Spiritually, I feel as zealous and energetic about my faith as I ever have. My passion for and delight in the Lord remains the warm glow within at all times, it is a sublime illumination that shines forth my way when all other lights have gone out. This is due in no small part to the glorious fellowship my family and I now enjoy with the church we helped establish. What began with late-night conversations at each other’s houses, has grown into a living and vibrant community of believers loving on and pushing each other ever onward and upward. I’ve seen lives transformed and the fires of faith ignited where there was once only a heart of stone. Faith, hope, love abide within our walls and it is glorious to behold.

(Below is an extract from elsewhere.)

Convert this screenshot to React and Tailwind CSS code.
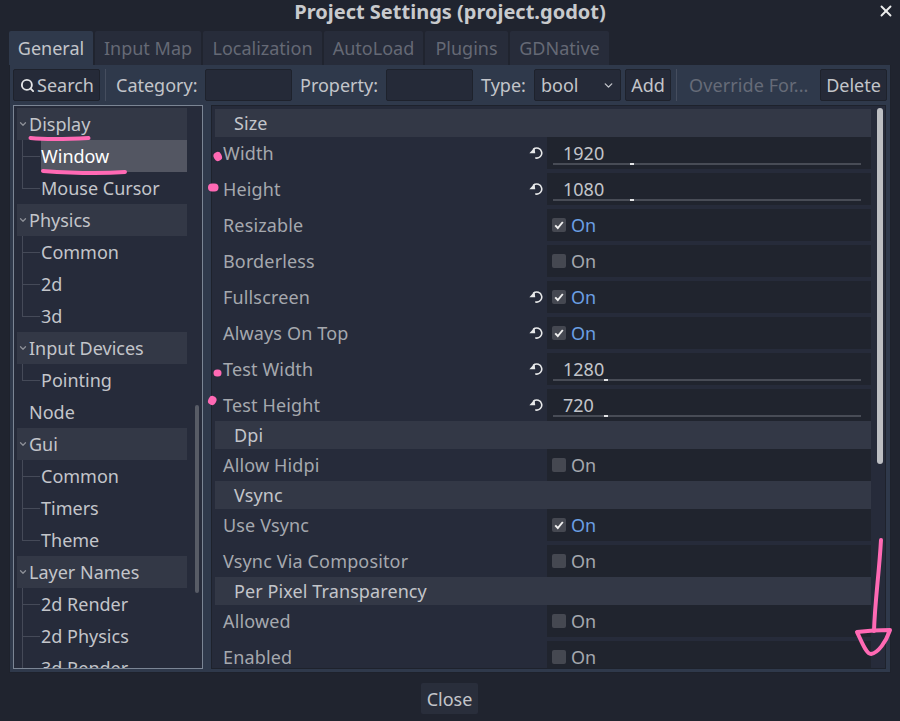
import { Search, ChevronDown, X } from 'lucide-react';

const TABS = ['Input Map', 'Localization', 'AutoLoad', 'Plugins', 'GDNative'];

const TREE = [
  { label: 'Display', head: true },
  { label: 'Window', sel: true },
  { label: 'Mouse Cursor', last: true },
  { label: 'Physics', head: true },
  { label: 'Common' },
  { label: '2d' },
  { label: '3d', last: true },
  { label: 'Input Devices', head: true },
  { label: 'Pointing', last: true },
  { label: 'Node', plain: true },
  { label: 'Gui', head: true },
  { label: 'Common' },
  { label: 'Timers' },
  { label: 'Theme', last: true },
  { label: 'Layer Names', head: true },
  { label: '2d Render' },
  { label: '2d Physics' },
  { label: '3d Render' },
];

const PROPS = [
  { section: 'Size' },
  { label: 'Width', value: '1920', grab: 77, reset: true },
  { label: 'Height', value: '1080', grab: 77, reset: true },
  { label: 'Resizable', on: true },
  { label: 'Borderless', on: false },
  { label: 'Fullscreen', on: true, reset: true },
  { label: 'Always On Top', on: true, reset: true },
  { label: 'Test Width', value: '1280', grab: 51, reset: true },
  { label: 'Test Height', value: '720', grab: 51, reset: true, noGap: true },
  { section: 'Dpi' },
  { label: 'Allow Hidpi', on: false, noGap: true },
  { section: 'Vsync' },
  { label: 'Use Vsync', on: true },
  { label: 'Vsync Via Compositor', on: false, noGap: true },
  { section: 'Per Pixel Transparency' },
  { label: 'Allowed', on: false },
  { label: 'Enabled', on: false },
];

function TreeRow({ item }) {
  if (item.head) {
    return (
      <div className="h-8 w-[170px] bg-[#333846] flex items-center text-[#c3c5ca] shrink-0">
        <ChevronDown size={10} strokeWidth={3} className="ml-[1px] mr-[1px] text-[#8d9098]" />
        <span>{item.label}</span>
      </div>
    );
  }
  if (item.plain) {
    return <div className="h-8 w-[170px] flex items-center pl-3 text-[#c3c5ca] shrink-0">{item.label}</div>;
  }
  return (
    <div className="relative h-8 w-[170px] flex shrink-0">
      <span className={'absolute left-[5px] top-0 w-px bg-[#454a58] ' + (item.last ? 'h-4' : 'h-8')} />
      <span className="absolute left-[5px] top-4 w-[18px] h-px bg-[#454a58]" />
      <div className={'ml-6 flex-1 flex items-center ' + (item.sel ? 'bg-[#535662] text-white' : 'text-[#c3c5ca]')}>
        {item.label}
      </div>
    </div>
  );
}

function ResetIcon() {
  return (
    <svg width="14" height="14" viewBox="0 0 14 14" fill="none" className="text-[#e8e9ea]">
      <path d="M4.6 3.2 A5 5 0 1 1 6.8 12" stroke="currentColor" strokeWidth="1.6" strokeLinecap="round" />
      <path d="M0.4 7.2 L6.2 7.2 L5.6 1.6 Z" fill="currentColor" />
    </svg>
  );
}

function Prop({ p }) {
  if (p.section) {
    return (
      <div className="h-7 w-[656px] bg-[#333846] flex items-center pl-[19px] text-[#c3c5ca] tracking-[0.1px] shrink-0">{p.section}</div>
    );
  }
  return (
    <div className={'flex h-8 shrink-0 ' + (p.noGap ? '' : 'mb-1')}>
      <div className="w-[332px] pl-2 pr-1 flex items-center justify-between text-[#a5a8ae] tracking-[0.15px]">
        <span>{p.label}</span>
        {p.reset && <ResetIcon />}
      </div>
      <div className="w-[324px] bg-[#20242e] relative flex items-center">
        {p.value ? (
          <>
            <span className="ml-4 text-[#c3c5ca]">{p.value}</span>
            <div className="absolute left-[6px] right-[10px] bottom-1 h-0.5 bg-[#484c56]" />
            <div className="absolute bottom-1 h-0.5 w-1 bg-[#e2e3e5]" style={{ left: p.grab + 6 }} />
          </>
        ) : (
          <>
            <span className="ml-[5px] w-[14px] h-[14px] rounded-[2px] bg-[#454851] flex items-center justify-center">
              {p.on && (
                <svg width="10" height="10" viewBox="0 0 10 10" fill="none">
                  <path d="M1.2 5.4 L3.8 8 L8.8 2" stroke="#f0f0f0" strokeWidth="1.9" />
                </svg>
              )}
            </span>
            <span className={'ml-[5px] ' + (p.on ? 'text-[#6b9fe4]' : 'text-[#a5a8ae]')}>On</span>
          </>
        )}
      </div>
    </div>
  );
}

function Btn({ className, children }) {
  return (
    <div className={'h-8 bg-[#252a38] border border-[#1e222c] rounded-[2px] flex items-center shrink-0 text-[#c3c5ca] ' + className}>
      {children}
    </div>
  );
}

export default function App() {
  return (
    <div className="relative w-[900px] h-[721px] bg-[#20242f] overflow-hidden text-[18px] leading-6" style={{ fontFamily: '"Noto Sans", sans-serif' }}>
      <div className="h-[31px] relative flex items-center justify-center pb-2 font-bold text-[20px] leading-5 text-[#c8cacd]">
        Project Settings (project.godot)
        <X size={18} strokeWidth={2.5} className="absolute right-[5px] top-[2px] text-[#eceded]" />
      </div>

      {/* tabs */}
      <div className="ml-[9px] flex gap-0.5 h-[34px]">
        <div className="w-[84px] bg-[#2f394b] rounded-t-[2px] flex items-center justify-center text-[#c3c5ca]">General</div>
        {TABS.map((t, i) => (
          <div key={t} className={'bg-[#272c3a] rounded-t-[2px] flex items-center justify-center text-[#656975] ' + ['w-[106px]', 'w-[119px]', 'w-[99px]', 'w-[83px]', 'w-[99px]'][i]}>
            {t}
          </div>
        ))}
      </div>

      <div className="mx-[9px] w-[882px] h-[608px] bg-[#2f394b] border border-[#1e222c] border-t-0 p-1 flex flex-col">
        {/* toolbar */}
        <div className="flex items-center h-8 -ml-px -mr-px">
          <Btn className="w-[87px] pl-[6px]">
            <Search size={15} strokeWidth={3} className="mr-[2px] text-[#e4e5e7]" />
            Search
          </Btn>
          <span className="w-px h-8 bg-[#454d5e] ml-[5px]" />
          <span className="ml-[10px] w-[89px] text-[#c3c5ca]">Category:</span>
          <Btn className="w-[87px]" />
          <span className="ml-2 w-[86px] text-[#c3c5ca]">Property:</span>
          <Btn className="w-[87px]" />
          <span className="ml-2 w-[53px] text-[#c3c5ca]">Type:</span>
          <Btn className="w-[87px] pl-[6px] justify-between pr-[5px]">
            bool
            <ChevronDown size={13} strokeWidth={2.5} className="text-[#c3c5ca]" />
          </Btn>
          <Btn className="ml-1 w-[46px] justify-center">Add</Btn>
          <span className="w-px h-8 bg-[#454d5e] ml-[5px]" />
          <span className="ml-[12px] w-[131px] text-[#666b78] tracking-[0.1px]">Override For...</span>
          <Btn className="w-[67px] justify-center">Delete</Btn>
        </div>

        <div className="flex mt-1 h-[564px] -ml-px">
          {/* tree */}
          <div className="relative w-[190px] border border-[#7b8594] bg-[#262b3a] overflow-hidden pl-[3px] pt-[2px] flex flex-col shrink-0">
            {TREE.map((t, i) => <TreeRow key={i} item={t} />)}
            <div className="absolute left-[181px] top-[299px] w-1 h-[188px] rounded-sm bg-[#585c66]" />
          </div>
          {/* props */}
          <div className="relative ml-2 w-[676px] bg-[#262b3a] border border-[#1e222c] overflow-hidden pl-[3px] pt-[3px] flex flex-col">
            {PROPS.map((p, i) => <Prop key={i} p={p} />)}
            <div className="absolute right-[2px] top-[2px] w-[6px] h-[356px] rounded-sm bg-[#bdbfc3]" />
          </div>
        </div>
      </div>

      <div className="mt-[10px] flex justify-center">
        <div className="w-[57px] h-[31px] -ml-[1px] rounded-[2px] bg-[#292e3b] flex items-center justify-center text-[#c3c5ca]">Close</div>
      </div>

      {/* hand drawn annotations */}
      <svg className="absolute inset-0 pointer-events-none" width="900" height="721" viewBox="0 0 900 721" fill="none" stroke="#ff69b4" strokeLinecap="round" strokeLinejoin="round">
        <path d="M30.5 138 C50 140 70 139 88.5 138" strokeWidth="4" />
        <path d="M43 171 C70 173 100 174 125 172" strokeWidth="4" />
        <path d="M217.5 156 L218 157" strokeWidth="8" />
        <path d="M212 187.5 L214.5 187.5" strokeWidth="8" />
        <path d="M217 373 L218 373" strokeWidth="7" />
        <path d="M212 401 L212.5 400" strokeWidth="8" />
        <path d="M881 540 C879 575 875 600 874 631" strokeWidth="4" />
        <path d="M857 632 C865 631 880 630 890 630 C886 642 878 653 871 654 C866 654 861 640 857 632 Z" strokeWidth="4" />
      </svg>
    </div>
  );
}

The days shuffle and hasten, weeks spin into months, the seasons whirl and disperse into years. O, I am alive, I am alive, and I am alive. I sing in my chains and I am the sea.
Old as I am, and growing still, I feel a well of life surpassing anything I knew in my younger years. I don’t claim to have discovered a “fountain of youth” but I can speak to the things that keep me going: creativity, love, passion. Though my glorious visage may pale and sag, within my frame I feel as virile and potent as I ever was in my years of bronze skin and gleaming eye. I think that I am only just now hitting my stride, and that my life has only just begun.
Our little lives, the Bard says, are rounded by a sleep, and none more so than mine. The stuff upon which my dreams are built is shimmering diaphanous moments of silver and gold… the laughter of friends and good company, the curling of her toes when I let my nose trace invisible lines along her neck, the echo of voices in a sanctuary singing “Hallelujah” in unison, the warmth of strong muscle in the summer sun, smiles, tears, hopes, and fears. Selah and Amen.
It is with these unbreakable fragments that I have shored against my ruins.